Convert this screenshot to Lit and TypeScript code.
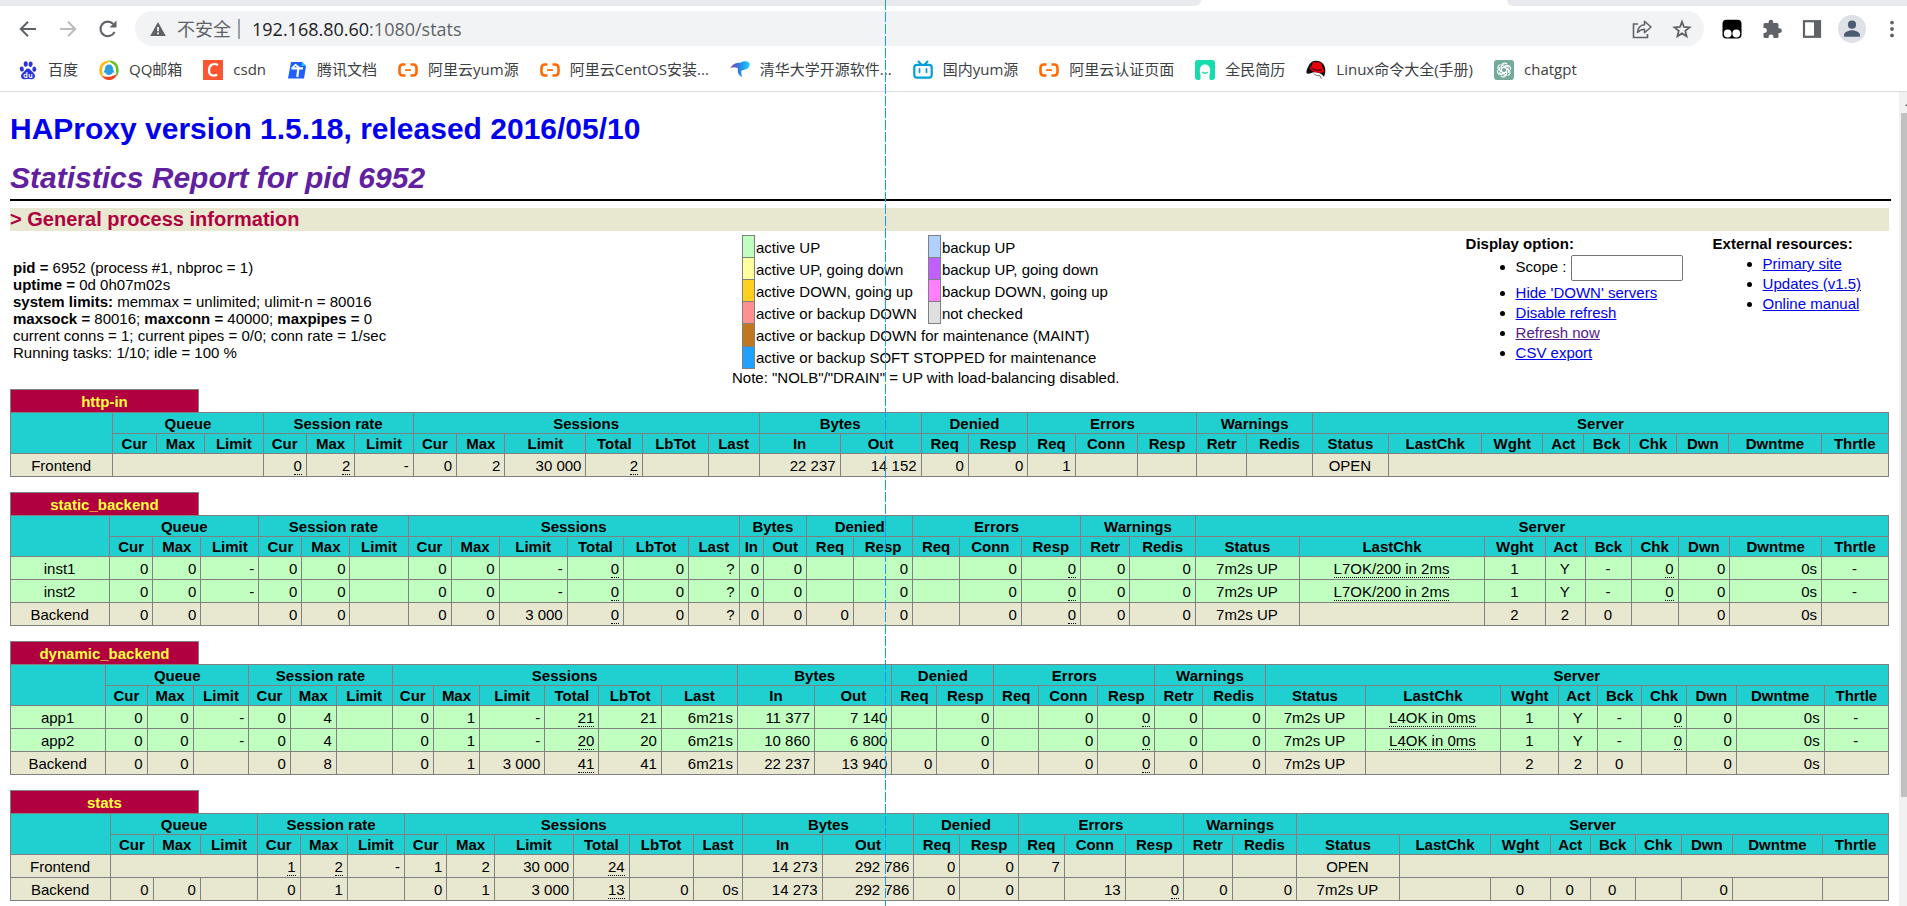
import { LitElement, html, css, svg, nothing } from "lit";
import { customElement, property } from "lit/decorators.js";
import { classMap } from "lit/directives/class-map.js";

const ali = svg`<path d="M7.500 4.500H4.800Q1.500 4.500 1.500 8v4q0 3.500 3.300 3.500h2.700M12.500 4.500h2.700Q18.500 4.500 18.500 8v4q0 3.500-3.300 3.500h-2.700" fill="none" stroke="#ff6a00" stroke-width="2.600"/><path d="M7 9.200h6v1.700H7z" fill="#ff6a00"/>`;

const ICONS: Record<string, unknown> = {
  baidu: svg`<g fill="#2932e1"><ellipse cx="3.800" cy="9" rx="2" ry="2.600" transform="rotate(-12 3.800 9)"/><ellipse cx="7.700" cy="4" rx="2" ry="2.800"/><ellipse cx="12.600" cy="4.200" rx="2" ry="2.800" transform="rotate(10 12.600 4.200)"/><ellipse cx="16.300" cy="9.200" rx="1.900" ry="2.600"/><path d="M10 8.500c2 0 2.600 1.600 4 3 1.500 1.500 3.200 2.600 3 4.800-.2 2.400-2.300 3.300-4.400 2.900-1.800-.4-3.500-.4-5.200 0C5.200 19.700 3.200 18.700 3 16.300c-.1-2 1.700-3.300 3.200-4.800 1.300-1.400 1.900-3 3.800-3z"/></g><g fill="none" stroke="#fff" stroke-width="1.100"><path d="M8.900 12v5.400H7.500a1.500 1.500 0 0 1 0-3.100h1.400M11.200 14v2.300q0 1.100 1.100 1.100h1.500V14"/></g>`,
  qq: svg`<path d="M11 1C5 0 .3 4.500.3 10.200c0 3 1.300 5.500 3.200 7.300C3.500 12 3.500 5 11 1z" fill="#fcb80b"/><path d="M9 .6C15.500-.2 20 4.500 19.700 10.500c-.1 2.600-.9 4.500-2.200 6C17.500 11 15.500 4 9 .6z" fill="#6abf2a"/><path d="M2.800 15.500c4 1.800 9.200 1.800 15.200-1.500-1.300 4-4.500 6-8 6-3.300 0-6-1.800-7.200-4.500z" fill="#f0421f"/><circle cx="10" cy="9.800" r="7" fill="#fff"/><path d="M10 4.500c2.600 0 4 1.900 4 4.200 0 1.400 1.300 2.500 1.300 4.200-.8.200-1-.3-1.500-.8 0 1.600-1.800 2.900-3.800 2.900s-3.800-1.300-3.800-2.900c-.5.500-.9 1-1.500.8 0-1.700 1.300-2.800 1.300-4.200 0-2.300 1.400-4.200 4-4.200z" fill="#2b9ee0"/>`,
  csdn: svg`<rect width="20" height="20" fill="#fc5531"/><path d="M15 5C10 2.500 6.200 5 6 10c-.2 5 3.200 6.800 8.200 4.800" fill="none" stroke="#fff" stroke-width="2.200"/>`,
  tencent: svg`<path d="M4 2h11l4 4-2 12.500H1z" fill="#1e5fff"/><path d="M15 2l4 4h-4.500z" fill="#0fd0ff"/><path d="M4.500 8.300h11.500M11.500 7l-1.200 10" fill="none" stroke="#fff" stroke-width="2.200"/><path d="M5 8 8.500 4.800 12 7.500" fill="none" stroke="#fff" stroke-width="1.600"/>`,
  ali,
  bird: svg`<defs><linearGradient id="bird" x1="0" y1="0" x2="1" y2="0"><stop offset="0" stop-color="#8a3fa8"/><stop offset=".45" stop-color="#2d7de8"/><stop offset="1" stop-color="#18d4f5"/></linearGradient></defs><path d="M.5 8C3 3.500 7 2.600 10.500 2.800 13 .6 17 .8 19.500 3c.6 2.800-.6 5.600-4.300 6.600l-3.700 1c-.6 2.400-.2 4.200.8 6.400C8.500 15.500 7 12 8 8.200 5.500 7 3 7 .5 8z" fill="url(#bird)"/>`,
  bili: svg`<path d="m5.500 1.500 2.700 3M14.500 1.500l-2.700 3" stroke="#00a1d6" stroke-width="2" stroke-linecap="round"/><rect x="1.300" y="4.800" width="17.400" height="12.900" rx="2.600" fill="#fff" stroke="#00a1d6" stroke-width="2.200"/><path d="M6.500 9v3.300M13.500 9v3.300" stroke="#00a1d6" stroke-width="1.800" stroke-linecap="round"/>`,
  resume: svg`<path d="M3 0h14q3 0 3 3v14q0 3-3 3t-2.500-2V15h-9v3q.5 2-2.500 2t-3-3V3q0-3 3-3z" fill="#14dcae"/><path d="M10 4.500c3.400 0 5.200 2.600 5.200 6.500 0 4-1.800 6-5.200 6s-5.200-2-5.200-6c0-3.900 1.800-6.500 5.200-6.500z" fill="#fff"/><path d="M7.300 12q2.700 2.500 5.400 0" fill="none" stroke="#14dcae" stroke-width="1.400"/>`,
  redhat: svg`<path d="M10 .8c5 0 8.600 3 9.200 8.200.3 3-.1 5.500-1.200 7.800-2.400-3.300-5.500-4.800-9.500-4.600C5 12.500 3 14.500 1.200 13.500-.5 12.500.8 9.500 2.500 6 4 2.700 6.500.8 10 .8z" fill="#111"/><path d="M5.300 6.500 7 2.500c1.200-1 2.500.2 4 0s3.200-.4 4.200.8l1.600 5c2.200 1.600 1.700 4-1.500 4.500-4 .5-8-.6-11-3.200-1.200-1.200-.5-2.500 1-3.100z" fill="#e8000e"/><path d="M5 7.500c2 2.200 6.500 3.500 11 2" stroke="#111" fill="none"/><path d="M7.500 13.500c2 2 4 2.300 6.500 2.200l1.500 3.300" stroke="#555" stroke-width=".8" fill="none"/>`,
  gpt: svg`<rect width="20" height="20" rx="3" fill="#74aa9c"/><g fill="none" stroke="#fff" stroke-width="1.100">${[0, 60, 120, 180, 240, 300].map((a) => svg`<path transform="rotate(${a} 10 10)" d="M7.400 11.500V6.200a3.200 3.200 0 0 1 5.600-2M7.400 8.500l4.600-2.700 3 1.700"/>`)}</g>`,
  back: svg`<path d="M18 10H3M10 2.800 2.800 10l7.200 7.200" fill="none" stroke="#5f6368" stroke-width="2"/>`,
  forward: svg`<path d="M2 10h15M10 2.800l7.200 7.200-7.200 7.200" fill="none" stroke="#babcbe" stroke-width="2"/>`,
  reload: svg`<path d="M16.500 12.800A7.300 7.300 0 1 1 15.200 5" fill="none" stroke="#5f6368" stroke-width="2.100"/><path d="M18.500 1.500v7h-7z" fill="#5f6368"/>`,
  warn: svg`<path d="M10 3 17.800 17H2.200z" fill="#5f6368"/><path d="M9.200 8h1.700v4.300H9.200zM9.200 13.600h1.700v1.700H9.200z" fill="#fff"/>`,
  share: svg`<path d="M6 5H1.500v13.500h14V15" fill="none" stroke="#5f6368" stroke-width="1.600"/><path d="M5.500 13.500c.4-5 3-7.500 7-7.800V2.200L19 8l-6.500 5.700v-3.500c-3 0-5 1-7 3.300z" fill="none" stroke="#5f6368" stroke-width="1.500" stroke-linejoin="round"/>`,
  star: svg`<path d="m10 2.800 2 5.200 5.500.4-4.200 3.500 1.300 5.400L10 14.400l-4.600 2.900 1.300-5.400-4.200-3.500L8 8z" fill="none" stroke="#5f6368" stroke-width="1.800"/>`,
  monkey: svg`<rect x=".5" y=".8" width="19" height="18.700" rx="4" fill="#000"/><circle cx="5.700" cy="14.500" r="3.900" fill="#fff"/><circle cx="14.300" cy="14.500" r="3.900" fill="#fff"/>`,
  puzzle: svg`<path d="M17.500 9.300h-1V5.500q0-1.500-1.500-1.500h-3.800V3a2.300 2.300 0 0 0-4.600 0v1H3Q1.500 4 1.500 5.500v3.600h1a2.400 2.400 0 0 1 0 4.900h-1v3.500Q1.500 19 3 19h3.600v-1a2.400 2.400 0 0 1 4.900 0v1H15q1.500 0 1.500-1.500V14h1a2.300 2.300 0 0 0 0-4.700z" fill="#5f6368"/>`,
  panel: svg`<rect x="2" y="2.200" width="16" height="15.600" fill="none" stroke="#5f6368" stroke-width="2.200"/><path d="M12 2h6v16h-6z" fill="#5f6368"/>`,
  avatar: svg`<circle cx="10" cy="10" r="10" fill="#dee1e6"/><circle cx="10" cy="6.900" r="2.900" fill="#4b5b73"/><path d="M4.300 15.500v-1.200c0-2.300 3.800-3.400 5.700-3.400s5.700 1.100 5.700 3.400v1.200z" fill="#4b5b73"/>`,
  more: svg`<g fill="#5f6368"><circle cx="10" cy="3.600" r="1.900"/><circle cx="10" cy="10" r="1.900"/><circle cx="10" cy="16.400" r="1.900"/></g>`,
};

const icon = (name: string, size = 20) =>
  html`<svg width=${size} height=${size} viewBox="0 0 20 20" aria-hidden="true">${ICONS[name]}</svg>`;

const BOOKMARKS: [string, string][] = [
  ["baidu", "百度"],
  ["qq", "QQ邮箱"],
  ["csdn", "csdn"],
  ["tencent", "腾讯文档"],
  ["ali", "阿里云yum源"],
  ["ali", "阿里云CentOS安装..."],
  ["bird", "清华大学开源软件..."],
  ["bili", "国内yum源"],
  ["ali", "阿里云认证页面"],
  ["resume", "全民简历"],
  ["redhat", "Linux命令大全(手册)"],
  ["gpt", "chatgpt"],
];

@customElement("browser-bar")
class BrowserBar extends LitElement {
  static styles = css`
    :host {
      display: block;
      font-family: "Open Sans", "Noto Sans CJK SC", sans-serif;
      border-bottom: 1px solid #dadce0;
      background: #fff;
    }
    .tabs {
      display: flex;
      height: 6px;
    }
    .strip {
      background: #e8eaed;
    }
    .strip.left {
      width: 63%;
      border-bottom-right-radius: 8px;
    }
    .current {
      width: 16%;
    }
    .strip.right {
      flex: 1;
      border-bottom-left-radius: 8px;
    }
    .toolbar {
      display: flex;
      align-items: center;
      padding: 5px 5px 0 18px;
    }
    button {
      display: flex;
      padding: 0;
      border: 0;
      background: none;
    }
    .nav {
      display: flex;
      gap: 20px;
      margin-right: 17px;
    }
    .address {
      flex: 1;
      display: flex;
      align-items: center;
      height: 35px;
      padding: 0 12px 0 13px;
      border-radius: 18px;
      background: #f1f3f4;
      color: #5f6368;
      font-size: 18px;
      line-height: 24px;
    }
    .insecure {
      margin-left: 9px;
      padding-right: 7px;
      border-right: 2px solid #9aa0a6;
      line-height: 20px;
    }
    .url {
      flex: 1;
      margin-left: 12px;
    }
    .host {
      color: #202124;
    }
    .actions {
      display: flex;
      gap: 20px;
    }
    .tools {
      display: flex;
      align-items: center;
      gap: 20px;
      margin-left: 18px;
    }
    .tools .profile {
      margin: 0 -4px;
    }
    .bookmarks {
      display: flex;
      gap: 21px;
      padding: 12px 18px 10px;
    }
    .bookmarks a {
      display: flex;
      align-items: center;
      gap: 10px;
      height: 23px;
      color: #3c4043;
      font-size: 15px;
      line-height: 23px;
      text-decoration: none;
      white-space: nowrap;
    }
  `;

  render() {
    return html`
      <div class="tabs">
        <div class="strip left"></div>
        <div class="current"></div>
        <div class="strip right"></div>
      </div>
      <div class="toolbar">
        <div class="nav">
          <button aria-label="Back">${icon("back")}</button>
          <button aria-label="Forward">${icon("forward")}</button>
          <button aria-label="Reload">${icon("reload")}</button>
        </div>
        <div class="address">
          ${icon("warn")}
          <span class="insecure">不安全</span>
          <span class="url"><span class="host">192.168.80.60</span>:1080/stats</span>
          <div class="actions">
            <button aria-label="Share">${icon("share")}</button>
            <button aria-label="Bookmark">${icon("star")}</button>
          </div>
        </div>
        <div class="tools">
          <button aria-label="Tampermonkey">${icon("monkey")}</button>
          <button aria-label="Extensions">${icon("puzzle")}</button>
          <button aria-label="Side panel">${icon("panel")}</button>
          <button class="profile" aria-label="Profile">${icon("avatar", 28)}</button>
          <button aria-label="Menu">${icon("more")}</button>
        </div>
      </div>
      <nav class="bookmarks">
        ${BOOKMARKS.map(([i, t]) => html`<a href="#">${icon(i)}<span>${t}</span></a>`)}
      </nav>
    `;
  }
}

const GROUPS: [string, string[]][] = [
  ["Queue", ["Cur", "Max", "Limit"]],
  ["Session rate", ["Cur", "Max", "Limit"]],
  ["Sessions", ["Cur", "Max", "Limit", "Total", "LbTot", "Last"]],
  ["Bytes", ["In", "Out"]],
  ["Denied", ["Req", "Resp"]],
  ["Errors", ["Req", "Conn", "Resp"]],
  ["Warnings", ["Retr", "Redis"]],
  ["Server", ["Status", "LastChk", "Wght", "Act", "Bck", "Chk", "Dwn", "Dwntme", "Thrtle"]],
];

// Zero-based column indexes whose values are centred.
const CENTERED = new Set([0, 22, 23, 24, 25, 26, 30]);

interface Row {
  up?: boolean;
  cells: string;
}
interface Proxy {
  name: string;
  rows: Row[];
}

const PROXIES: Proxy[] = [
  {
    name: "http-in",
    rows: [{ cells: "Frontend|3*|_0|_2|-|0|2|30 000|_2|||22 237|14 152|0|0|1|||||OPEN|8*" }],
  },
  {
    name: "static_backend",
    rows: [
      { up: true, cells: "inst1|0|0|-|0|0||0|0|-|_0|0|?|0|0||0||0|_0|0|0|7m2s UP|_L7OK/200 in 2ms|1|Y|-|_0|0|0s|-" },
      { up: true, cells: "inst2|0|0|-|0|0||0|0|-|_0|0|?|0|0||0||0|_0|0|0|7m2s UP|_L7OK/200 in 2ms|1|Y|-|_0|0|0s|-" },
      { cells: "Backend|0|0||0|0||0|0|3 000|_0|0|?|0|0|0|0||0|_0|0|0|7m2s UP||2|2|0||0|0s|" },
    ],
  },
  {
    name: "dynamic_backend",
    rows: [
      { up: true, cells: "app1|0|0|-|0|4||0|1|-|_21|21|6m21s|11 377|7 140||0||0|_0|0|0|7m2s UP|_L4OK in 0ms|1|Y|-|_0|0|0s|-" },
      { up: true, cells: "app2|0|0|-|0|4||0|1|-|_20|20|6m21s|10 860|6 800||0||0|_0|0|0|7m2s UP|_L4OK in 0ms|1|Y|-|_0|0|0s|-" },
      { cells: "Backend|0|0||0|8||0|1|3 000|_41|41|6m21s|22 237|13 940|0|0||0|_0|0|0|7m2s UP||2|2|0||0|0s|" },
    ],
  },
  {
    name: "stats",
    rows: [
      { cells: "Frontend|3*|_1|_2|-|1|2|30 000|_24|||14 273|292 786|0|0|7|||||OPEN|8*" },
      { cells: "Backend|0|0||0|1||0|1|3 000|_13|0|0s|14 273|292 786|0|0||13|_0|0|0|7m2s UP||0|0|0||0||" },
    ],
  },
];

@customElement("proxy-table")
class ProxyTable extends LitElement {
  @property({ attribute: false }) proxy!: Proxy;

  static styles = css`
    :host {
      display: block;
      margin-bottom: 15px;
    }
    :host(:last-of-type) {
      margin-bottom: 0;
    }
    .name {
      box-sizing: border-box;
      width: calc(10% + 1px);
      border: 1px solid gray;
      border-bottom: 0;
      padding: 3px 4px 2px;
      background: #b00040;
      color: #ffff40;
      font-size: 15px;
      line-height: 17px;
      font-weight: bold;
      text-align: center;
    }
    .name a {
      color: inherit;
      text-decoration: none;
    }
    table {
      width: 100%;
      border-collapse: collapse;
      font-size: 15px;
      line-height: 17px;
    }
    th,
    td {
      border: 1px solid gray;
      white-space: nowrap;
    }
    th {
      padding: 1px;
      background: #20d0d0;
    }
    .group th {
      padding-top: 2px;
    }
    td {
      padding: 3px 4px 2px 3px;
      background: #e8e8d0;
      text-align: right;
    }
    .up td {
      background: #c0ffc0;
    }
    td.center {
      text-align: center;
    }
    .tip {
      border-bottom: 1px dotted #000;
    }
  `;

  private row(r: Row) {
    let col = 0;
    const cells = r.cells.split("|").map((raw) => {
      const span = raw.endsWith("*") ? parseInt(raw, 10) : 1;
      const center = CENTERED.has(col);
      col += span;
      const text = span > 1 ? "" : raw.replace("_", "");
      return html`<td class=${classMap({ center })} colspan=${span}>${raw.startsWith("_") ? html`<span class="tip">${text}</span>` : text}</td>`;
    });
    return html`<tr class=${r.up ? "up" : ""}>${cells}</tr>`;
  }

  render() {
    return html`
      <div class="name"><a href="#">${this.proxy.name}</a></div>
      <table>
        <thead>
          <tr class="group">
            <th rowspan="2"></th>
            ${GROUPS.map(([t, cols]) => html`<th colspan=${cols.length}>${t}</th>`)}
          </tr>
          <tr>${GROUPS.map(([, cols]) => cols.map((c) => html`<th>${c}</th>`))}</tr>
        </thead>
        <tbody>${this.proxy.rows.map((r) => this.row(r))}</tbody>
      </table>
    `;
  }
}

const LEGEND: [string, string, string?, string?][] = [
  ["#c0ffc0", "active UP", "#b0d0ff", "backup UP"],
  ["#ffffa0", "active UP, going down", "#c060ff", "backup UP, going down"],
  ["#ffd020", "active DOWN, going up", "#ff80ff", "backup DOWN, going up"],
  ["#ff9090", "active or backup DOWN", "#e0e0e0", "not checked"],
  ["#c07820", "active or backup DOWN for maintenance (MAINT)"],
  ["#20a0ff", "active or backup SOFT STOPPED for maintenance"],
];

@customElement("app-root")
class AppRoot extends LitElement {
  static styles = css`
    :host {
      display: flex;
      flex-direction: column;
      position: relative;
      min-height: 100vh;
      background: #fff;
      color: #000;
      font-family: "Liberation Sans", Arial, sans-serif;
      font-size: 15px;
      line-height: 17px;
    }
    .guide {
      position: absolute;
      top: 0;
      bottom: 0;
      left: 885px;
      width: 1px;
      background: repeating-linear-gradient(#1a9bf0 0 10px, transparent 10px 12px);
    }
    .view {
      flex: 1;
      display: flex;
    }
    main {
      flex: 1;
      min-width: 0;
      padding: 20px 10px 0;
    }
    h1,
    h2,
    h3 {
      margin: 0;
    }
    h1,
    h2 {
      font-size: 30px;
      line-height: 34px;
    }
    h1 {
      margin-bottom: 15px;
    }
    h2 {
      font-style: italic;
      color: #6020a0;
    }
    h1 a,
    h2 a {
      text-decoration: none;
    }
    h2 a {
      color: inherit;
    }
    a {
      color: #0000ee;
    }
    a.visited {
      color: #551a8b;
    }
    hr {
      margin: 4px -2px 7px 0;
      border: 0;
      border-bottom: 2px solid #000;
    }
    h3 {
      background: #e8e8d0;
      color: #b00040;
      font-size: 20px;
      line-height: 23px;
    }
    .info {
      display: grid;
      grid-template-columns: 38% 1fr auto auto;
      align-items: start;
      min-height: 158px;
    }
    .process {
      align-self: center;
      margin: 0;
      padding: 3px;
    }
    .legend {
      padding: 4px 8px 0;
    }
    .legend table {
      margin-left: 10px;
      border-collapse: collapse;
    }
    .legend td {
      padding: 3px 2px 2px 1px;
    }
    .legend .swatch {
      width: 8px;
      border: 1px solid gray;
    }
    .legend .wide {
      padding-right: 11px;
    }
    .links {
      padding-top: 4px;
    }
    ul {
      margin: 0;
      padding-left: 50px;
    }
    li {
      margin: 3px 28px 0 0;
    }
    .display li {
      margin-right: 30px;
    }
    input {
      box-sizing: border-box;
      width: 112px;
      height: 26px;
      border: 1px solid #767676;
      border-radius: 2px;
      vertical-align: middle;
    }
    .scrollbar {
      width: 8px;
      overflow: hidden;
      background: #f1f1f1;
    }
    .arrow {
      display: block;
      margin: 0 0 0 2px;
    }
    .thumb {
      height: 84%;
      margin-left: 2px;
      background: #c1c1c1;
    }
  `;

  render() {
    return html`
      <browser-bar></browser-bar>
      <div class="view">
        <main>
          <h1><a href="#">HAProxy version 1.5.18, released 2016/05/10</a></h1>
          <h2><a href="#">Statistics Report for pid 6952</a></h2>
          <hr />
          <h3>&gt; General process information</h3>
          <section class="info">
            <p class="process">
              <b>pid = </b> 6952 (process #1, nbproc = 1)<br />
              <b>uptime = </b> 0d 0h07m02s<br />
              <b>system limits:</b> memmax = unlimited; ulimit-n = 80016<br />
              <b>maxsock = </b> 80016; <b>maxconn = </b> 40000; <b>maxpipes = </b> 0<br />
              current conns = 1; current pipes = 0/0; conn rate = 1/sec<br />
              Running tasks: 1/10; idle = 100 %
            </p>
            <div class="legend">
              <table>
                ${LEGEND.map(
                  ([c1, t1, c2, t2]) => html`<tr>
                    <td class="swatch" style="background:${c1}"></td>
                    <td class=${c2 ? "wide" : ""} colspan=${c2 ? 1 : 3}>${t1}</td>
                    ${c2 ? html`<td class="swatch" style="background:${c2}"></td><td>${t2}</td>` : nothing}
                  </tr>`
                )}
              </table>
              Note: "NOLB"/"DRAIN" = UP with load-balancing disabled.
            </div>
            <div class="links display">
              <b>Display option:</b>
              <ul>
                <li><label>Scope : <input type="text" /></label></li>
                <li><a href="#">Hide 'DOWN' servers</a></li>
                <li><a href="#">Disable refresh</a></li>
                <li><a class="visited" href="#">Refresh now</a></li>
                <li><a href="#">CSV export</a></li>
              </ul>
            </div>
            <div class="links">
              <b>External resources:</b>
              <ul>
                <li><a href="#">Primary site</a></li>
                <li><a href="#">Updates (v1.5)</a></li>
                <li><a href="#">Online manual</a></li>
              </ul>
            </div>
          </section>
          ${PROXIES.map((p) => html`<proxy-table .proxy=${p}></proxy-table>`)}
        </main>
        <div class="scrollbar">
          <svg class="arrow" width="17" height="21" viewBox="0 0 17 21" aria-hidden="true"><path d="M4 14 8 10l4 4z" fill="#505050" /></svg>
          <div class="thumb"></div>
        </div>
      </div>
      <div class="guide"></div>
    `;
  }
}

——————

PROMPT
Take the lines from the start of the material to the line with "4.500H4.800Q1.500 4.500 1.500", both included, and transcribe them exactly without the pictures.

SOLVED EXERCISE
Convert this screenshot to Lit and TypeScript code.
import { LitElement, html, css, svg, nothing } from "lit";
import { customElement, property } from "lit/decorators.js";
import { classMap } from "lit/directives/class-map.js";

const ali = svg`<path d="M7.500 4.500H4.800Q1.500 4.500 1.500 8v4q0 3.500 3.300 3.500h2.700M12.500 4.500h2.700Q18.500 4.500 18.500 8v4q0 3.500-3.300 3.500h-2.700" fill="none" stroke="#ff6a00" stroke-width="2.600"/><path d="M7 9.200h6v1.700H7z" fill="#ff6a00"/>`;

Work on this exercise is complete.